Front-end source files:
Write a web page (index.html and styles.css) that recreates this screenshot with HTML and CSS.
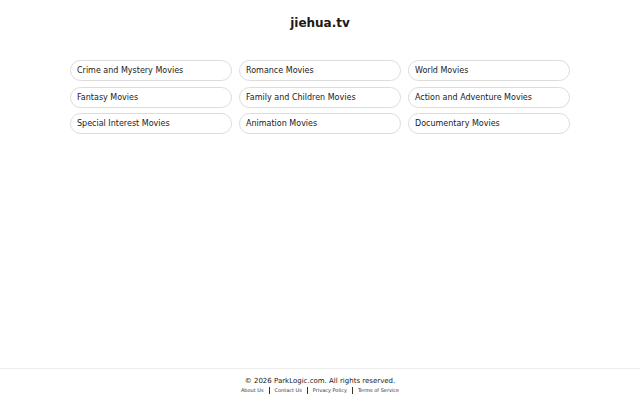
FILE: index.html
```html
<!DOCTYPE html>
<html>
<head>
<meta charset="utf-8">
<link rel="stylesheet" href="styles.css">
</head>
<body>
<div class="page">
  <main class="main">
    <h1 class="title">jiehua.tv</h1>
    <div class="grid">
      <a class="item">Crime and Mystery Movies</a>
      <a class="item">Romance Movies</a>
      <a class="item">World Movies</a>
      <a class="item">Fantasy Movies</a>
      <a class="item">Family and Children Movies</a>
      <a class="item">Action and Adventure Movies</a>
      <a class="item">Special Interest Movies</a>
      <a class="item">Animation Movies</a>
      <a class="item">Documentary Movies</a>
    </div>
  </main>
  <footer class="footer">
    <div class="copy">© 2026 ParkLogic.com. All rights reserved.</div>
    <div class="links">
      <a>About Us</a><span class="sep"></span><a>Contact Us</a><span class="sep"></span><a>Privacy Policy</a><span class="sep"></span><a>Terms of Service</a>
    </div>
  </footer>
</div>
</body>
</html>
```
FILE: styles.css
```css
html, body {
  margin: 0;
  padding: 0;
  background: #fff;
  font-family: "DejaVu Sans", sans-serif;
  color: #222;
}
.page {
  display: flex;
  flex-direction: column;
  height: 400px;
}
.main {
  flex: 1;
  display: flex;
  flex-direction: column;
  align-items: center;
}
.title {
  margin: 16px 0 0;
  font-size: 12px;
  line-height: 14px;
  font-weight: bold;
  color: #1a1a1a;
}
.grid {
  margin-top: 30px;
  width: 500px;
  display: grid;
  grid-template-columns: repeat(3, 1fr);
  column-gap: 7px;
  row-gap: 5.5px;
}
.item {
  display: block;
  border: 1px solid #dcdcdc;
  border-radius: 11px;
  padding: 4px 6px;
  font-size: 8px;
  line-height: 11px;
  color: #1a1a1a;
}
.footer {
  border-top: 1px solid #ececec;
  display: flex;
  flex-direction: column;
  align-items: center;
  padding-top: 7px;
  box-sizing: border-box;
  height: 32px;
}
.copy {
  font-size: 7px;
  line-height: 10px;
  color: #222;
}
.links {
  display: flex;
  align-items: center;
  font-size: 5px;
  line-height: 8px;
  color: #333;
}
.sep {
  display: inline-block;
  width: 1px;
  height: 7px;
  background: #333;
  margin: 0 5px;
}
```
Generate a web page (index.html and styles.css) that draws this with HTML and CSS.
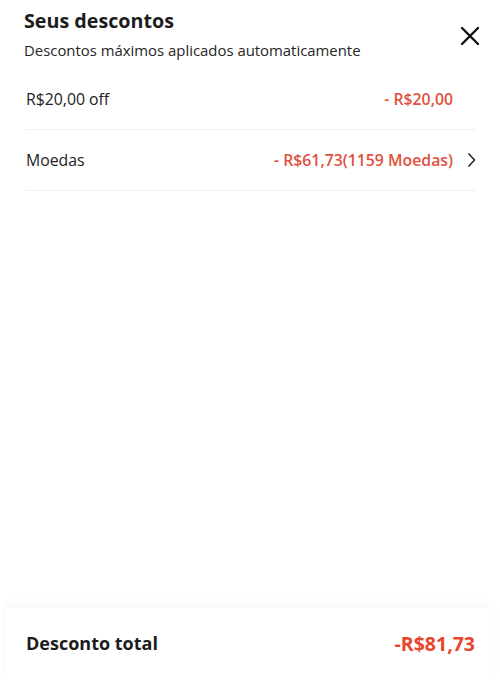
FILE: index.html
```html
<!DOCTYPE html>
<html lang="pt-BR">

<head>
  <meta charset="UTF-8">
  <meta name="viewport" content="width=device-width, initial-scale=1.0">
  <title>Seus descontos</title>
  <link rel="stylesheet" href="styles.css">
</head>

<body>
  <div class="sheet">
    <div class="header">
      <div class="titles">
        <h2>Seus descontos</h2>
        <p class="subtitle">Descontos máximos aplicados automaticamente</p>
      </div>
      <button class="close" aria-label="Fechar">
        <svg width="20" height="20" viewBox="0 0 20 20">
          <path d="M2 2 L18 18 M18 2 L2 18" stroke="#111" stroke-width="2.4" stroke-linecap="round" fill="none" />
        </svg>
      </button>
    </div>

    <div class="list">
      <div class="row">
        <span class="label">R$20,00 off</span>
        <span class="value">- R$20,00</span>
        <span class="chevron"></span>
      </div>
      <div class="row">
        <span class="label">Moedas</span>
        <span class="value">- R$61,73(1159 Moedas)</span>
        <span class="chevron">
          <svg width="9" height="16" viewBox="0 0 9 16">
            <path d="M1.5 1.5 L7.5 8 L1.5 14.5" stroke="#222" stroke-width="1.5" fill="none" stroke-linejoin="round" />
          </svg>
        </span>
      </div>
    </div>

    <div class="footer">
      <span class="total-label">Desconto total</span>
      <span class="total-value">-R$81,73</span>
    </div>
  </div>
</body>

</html>
```

FILE: styles.css
```css
body {
  margin: 0;
  font-family: "Open Sans", "Noto Sans", sans-serif;
  color: #222;
  background-color: #ffffff;
}

.sheet {
  height: 684px;
  display: flex;
  flex-direction: column;
}

.header {
  display: flex;
  justify-content: space-between;
  align-items: flex-start;
  padding: 7px 20px 0 24px;
}

h2 {
  margin: 0;
  font-size: 19.7px;
  line-height: 28px;
  font-weight: 700;
  color: #1c1c1c;
}

.subtitle {
  margin: 5px 0 0;
  font-size: 14.9px;
  line-height: 20px;
  color: #262626;
}

.close {
  background: none;
  border: none;
  padding: 0;
  margin-top: 19px;
  cursor: pointer;
}

.list {
  flex: 1;
  padding: 9px 24px 0 26px;
}

.row {
  display: flex;
  align-items: center;
  height: 60px;
  border-bottom: 1px solid #f0f0f0;
  font-size: 15.8px;
}

.label {
  flex: 1;
  color: #222;
}

.value {
  color: #e0513c;
  font-weight: 600;
}

.chevron {
  width: 23px;
  display: flex;
  justify-content: flex-end;
}

.footer {
  display: flex;
  justify-content: space-between;
  align-items: center;
  height: 70px;
  margin: 0 6px;
  padding: 0 19px 6px 20px;
  box-shadow: 0 -6px 8px rgba(0, 0, 0, 0.025);
}

.total-label {
  font-size: 18px;
  font-weight: 700;
  color: #1c1c1c;
}

.total-value {
  font-size: 19.5px;
  font-weight: 700;
  color: #e8452c;
}
```
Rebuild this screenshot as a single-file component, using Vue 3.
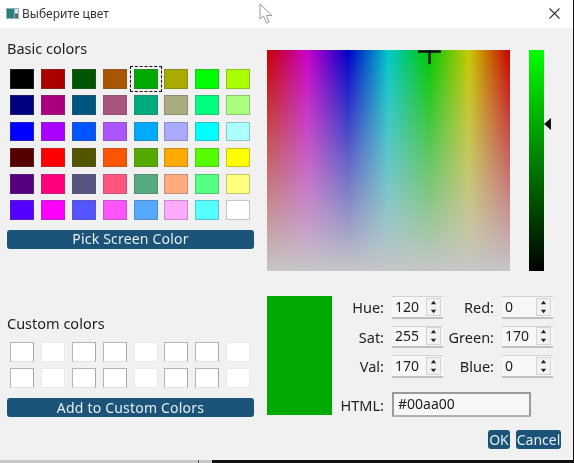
<script setup>
const rows = [
  ['#000000','#aa0000','#005500','#aa5500','#00aa00','#aaaa00','#00ff00','#aaff00'],
  ['#00007f','#aa007f','#00557f','#aa557f','#00aa7f','#aaaa7f','#00ff7f','#aaff7f'],
  ['#0000ff','#aa00ff','#0055ff','#aa55ff','#00aaff','#aaaaff','#00ffff','#aaffff'],
  ['#550000','#ff0000','#555500','#ff5500','#55aa00','#ffaa00','#55ff00','#ffff00'],
  ['#55007f','#ff007f','#55557f','#ff557f','#55aa7f','#ffaa7f','#55ff7f','#ffff7f'],
  ['#5500ff','#ff00ff','#5555ff','#ff55ff','#55aaff','#ffaaff','#55ffff','#ffffff'],
]
const basic = rows.flat()
const strong = [true, false, true, true, false, true, true, false]
const custom = [...strong, ...strong]
const spins = [
  { label: 'Hue:', value: '120' },
  { label: 'Red:', value: '0' },
  { label: 'Sat:', value: '255' },
  { label: 'Green:', value: '170' },
  { label: 'Val:', value: '170' },
  { label: 'Blue:', value: '0' },
]
</script>

<template>
  <div class="window">
    <header class="titlebar">
      <svg class="app-icon" width="13" height="13" viewBox="0 0 13 13">
        <rect x="0" y="1" width="13" height="11" fill="#8fb3b8" />
        <rect x="1" y="2" width="7" height="9" fill="#2c7f78" />
        <rect x="9" y="2" width="3" height="4" fill="#d8e4e6" />
        <rect x="9" y="7" width="3" height="4" fill="#4a6a78" />
      </svg>
      <span class="title">Выберите цвет</span>
      <svg class="close" width="11" height="11" viewBox="0 0 11 11">
        <path d="M0.5 0.5 L10.5 10.5 M10.5 0.5 L0.5 10.5" stroke="#333" stroke-width="1.1" fill="none" />
      </svg>
      <svg class="pointer" width="16" height="22" viewBox="0 0 16 22">
        <path d="M1 1 L1 16 L4.5 13 L7.5 20 L10 19 L7.5 12.5 L13 12.5 Z" fill="#fff" stroke="#9a9a9a" stroke-width="1" />
      </svg>
    </header>

    <main class="content">
      <section class="left">
        <h2 class="heading">Basic colors</h2>
        <div class="swatches">
          <div v-for="(c, i) in basic" :key="i" class="swatch-cell" :class="{ selected: c === '#00aa00' }">
            <div class="swatch" :style="{ background: c }"></div>
          </div>
        </div>
        <button class="btn wide pick">Pick Screen Color</button>
        <div class="spacer"></div>
        <h2 class="heading">Custom colors</h2>
        <div class="customs">
          <div v-for="(s, i) in custom" :key="i" class="custom" :class="{ strong: s }"></div>
        </div>
        <button class="btn wide add">Add to Custom Colors</button>
      </section>

      <section class="right">
        <div class="picker-row">
          <div class="spectrum">
            <svg class="cross" width="23" height="14" viewBox="0 0 23 14">
              <path d="M0 1.5 H23 M11.5 0 V14" stroke="#111" stroke-width="2.4" fill="none" />
            </svg>
          </div>
          <div class="value-wrap">
            <div class="value-bar"></div>
            <svg class="arrow" width="7" height="12" viewBox="0 0 7 12"><path d="M7 0 V12 L0 6 Z" fill="#111" /></svg>
          </div>
        </div>

        <div class="controls">
          <div class="preview"></div>
          <div class="fields">
            <div class="spin-grid">
              <div v-for="s in spins" :key="s.label" class="field">
                <label class="lbl">{{ s.label }}</label>
                <div class="spin">
                  <span class="val">{{ s.value }}</span>
                  <div class="steppers">
                    <svg width="9" height="9" viewBox="0 0 9 9"><path d="M4.5 2 L7.5 6 H1.5 Z" fill="#222" /></svg>
                    <svg width="9" height="9" viewBox="0 0 9 9"><path d="M4.5 7 L7.5 3 H1.5 Z" fill="#222" /></svg>
                  </div>
                </div>
              </div>
            </div>
            <div class="html-row">
              <label class="lbl html-lbl">HTML:</label>
              <div class="html-input">#00aa00</div>
            </div>
          </div>
        </div>

        <div class="actions">
          <button class="btn ok">OK</button>
          <button class="btn cancel">Cancel</button>
        </div>
      </section>
    </main>
  </div>
</template>

<style>
html, body { margin: 0; }
html { background: linear-gradient(to right, #c8c8c8 0 198px, #555 198px 199px, #c8c8c8 199px 212px, #111 212px); }
</style>

<style scoped>
.window {
  width: 573px;
  height: 460px;
  display: flex;
  flex-direction: column;
  background: #f1f1f2;
  font-family: "Noto Sans", "Open Sans", sans-serif;
  font-size: 14px;
  color: #222;
  filter: blur(0.35px);
  overflow: hidden;
}
.titlebar {
  position: relative;
  height: 27px;
  flex: none;
  display: flex;
  align-items: center;
  padding: 0 13px 1px 6px;
  gap: 3px;
  background: #fff;
}
.app-icon { flex: none; }
.title { font-size: 12px; color: #333; flex: 1; }
.close { flex: none; }
.pointer { position: absolute; left: 259px; top: 3px; }
.content {
  flex: 1;
  display: flex;
  padding: 11px 12px 0 7px;
  gap: 13px;
  min-height: 0;
}
.left {
  width: 247px;
  flex: none;
  display: flex;
  flex-direction: column;
  height: 378px;
}
.heading {
  margin: 0;
  font-weight: 400;
  font-size: 14.5px;
  line-height: 19px;
  color: #1e1e1e;
}
.swatches {
  display: grid;
  grid-template-columns: repeat(8, 24px);
  grid-auto-rows: 19.5px;
  column-gap: 6.9px;
  row-gap: 6.8px;
  padding: 11px 0 0 3px;
}
.swatch-cell { position: relative; }
.swatch {
  width: 100%;
  height: 100%;
  box-sizing: border-box;
  border: 1px solid rgba(90, 90, 90, 0.35);
}
.selected::after {
  content: "";
  position: absolute;
  inset: -3px -4px;
  border: 1px dashed #111;
}
.btn {
  border: 0;
  background: #1c5379;
  color: #e6eef4;
  font-family: inherit;
  font-size: 14px;
  line-height: 1;
  padding: 0;
  border-radius: 3px;
}
.wide { width: 247px; height: 19px; flex: none; letter-spacing: 0.2px; }
.pick { margin-top: 10px; }
.spacer { flex: 1; }
.customs {
  display: grid;
  grid-template-columns: repeat(8, 24px);
  grid-auto-rows: 20px;
  column-gap: 6.9px;
  row-gap: 6px;
  padding: 9px 0 0 3px;
}
.custom {
  background: #fff;
  box-sizing: border-box;
  border: 1px solid #ececec;
}
.custom.strong {
  border-color: #b5b5b5 #a8a8a8 #e2e2e2 #b5b5b5;
}
.add { margin-top: 10px; }

.right {
  flex: 1;
  min-width: 0;
  display: flex;
  flex-direction: column;
}
.picker-row {
  display: flex;
  gap: 19px;
  height: 221px;
  flex: none;
  margin-top: 11px;
}
.spectrum {
  position: relative;
  width: 243px;
  height: 100%;
  background:
    linear-gradient(to bottom, rgba(198, 198, 200, 0) 0%, rgba(198, 198, 200, 1) 100%),
    linear-gradient(to right, #c80000 0%, #c800c8 16.7%, #0000c8 33.3%, #00c8c8 50%, #00c800 66.7%, #c8c800 83.3%, #c80000 100%);
}
.cross { position: absolute; left: 151px; top: 0; }
.value-wrap { position: relative; width: 15px; height: 100%; }
.value-bar { width: 100%; height: 100%; background: linear-gradient(to bottom, #00ff00, #000); }
.arrow { position: absolute; left: 15px; top: 68px; }
.controls {
  display: flex;
  margin-top: 25px;
  height: 121px;
  flex: none;
}
.preview { width: 65px; height: 119px; background: #00aa00; flex: none; }
.fields { display: flex; flex-direction: column; margin-left: 8px; }
.spin-grid {
  display: grid;
  grid-template-columns: 103px 110px;
  grid-auto-rows: 22.5px;
  row-gap: 7px;
}
.field { display: flex; align-items: center; gap: 8px; justify-content: flex-end; }
.lbl { text-align: right; font-size: 14.5px; color: #222; }
.spin {
  width: 51px;
  height: 22.5px;
  box-sizing: border-box;
  flex: none;
  display: flex;
  align-items: center;
  justify-content: space-between;
  padding-left: 3px;
  padding-right: 2px;
  background: #f7f7f7;
  border-top: 1px solid #d2d2d2;
  border-bottom: 2px solid #c0c0c0;
}
.val { line-height: 1; }
.steppers {
  width: 15px;
  height: 18px;
  box-sizing: border-box;
  background: #f2f2f2;
  border: 1px solid #d4d4d4;
  display: flex;
  flex-direction: column;
  align-items: center;
  justify-content: center;
}
.steppers svg { display: block; height: 8px; }
.html-row {
  display: flex;
  align-items: center;
  gap: 8px;
  margin-top: 14.5px;
}
.html-lbl { width: 44px; flex: none; white-space: nowrap; }
.html-input {
  width: 139px;
  height: 25px;
  box-sizing: border-box;
  background: #f7f7f7;
  border: 2px solid #9a9a9a;
  border-bottom-color: #b0b0b0;
  padding-left: 4px;
  line-height: 20px;
}
.actions {
  display: flex;
  justify-content: flex-end;
  gap: 6px;
  margin-top: 13px;
}
.ok { width: 22px; height: 19px; }
.cancel { width: 45px; height: 19px; }
</style>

**Set exercise:** Wherever "with" shows up in a line, copy that line.

**Exercise response:**
Write a web page (index.html and styles.css) that recreates this screenshot with HTML and CSS.
Generate a web page (index.html and styles.css) that draws this with HTML and CSS.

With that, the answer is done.